Press T on any item to group all items in that category into a single visual tile. Do this every time you return to camp or before opening a vendor screen. It does not change your actual slot count, but it makes finding specific items far easier and reduces the feeling of a cluttered backpack.
If you are a collector who likes to hold on to extra weapons, backup armor sets, or stacks of cooking ingredients, deposit them in Private Storage at Greymane Camp or your Hernand lodgings. With 240 slots and consumable stacking (up to 50 per slot), Private Storage can hold a massive amount of materials. Get into the habit of depositing items you do not need for your current outing before heading out on a quest.
Recipes you have already learned and letters from completed side quests serve no further purpose but continue to take up slots. Sell them at any vendor or simply discard them from your inventory to free space.

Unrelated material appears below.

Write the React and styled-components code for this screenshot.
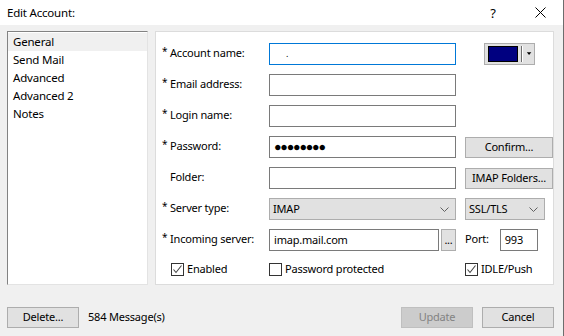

Equipping a pet ensures that loot drops during large fights get picked up before enemies despawn. This prevents items from ending up in the Supply Chest (where they are harder to sort through) and keeps everything in your main inventory where you can manage it right away.
System | Capacity | Manual Deposit? | Access Location |
|---|---|---|---|
Main Inventory | 50 base (expandable past 230+) | N/A | Always available |
Private Storage | 240 slots | Yes | Greymane Camp, Hernand temporary lodgings |
Supply Chest | Varies (auto-collected) | No (automatic) | Behind Carl at Greymane Camp |
Kuku Iron Pot | 230 slots (Abyss items only) | Yes (Seal mechanic) | Inventory (after Chapter 4 quest) |
Carl's Recover Items | Varies (buyback list) | No (buyback only) | Carl at Greymane Camp, Manage Provision menu |
Launch (March 2026): Game shipped with 50 starting inventory slots, the Supply Chest, and the Kuku Iron Pot. No manual item storage existed.
Patch 1.00.03 (March 22, 2026): Added Private Storage (240 slots) at Hernand temporary lodgings and Greymane Camp. Removed key-item status from several obsolete quest objects, freeing inventory slots. Various quality-of-life improvements to the inventory interface.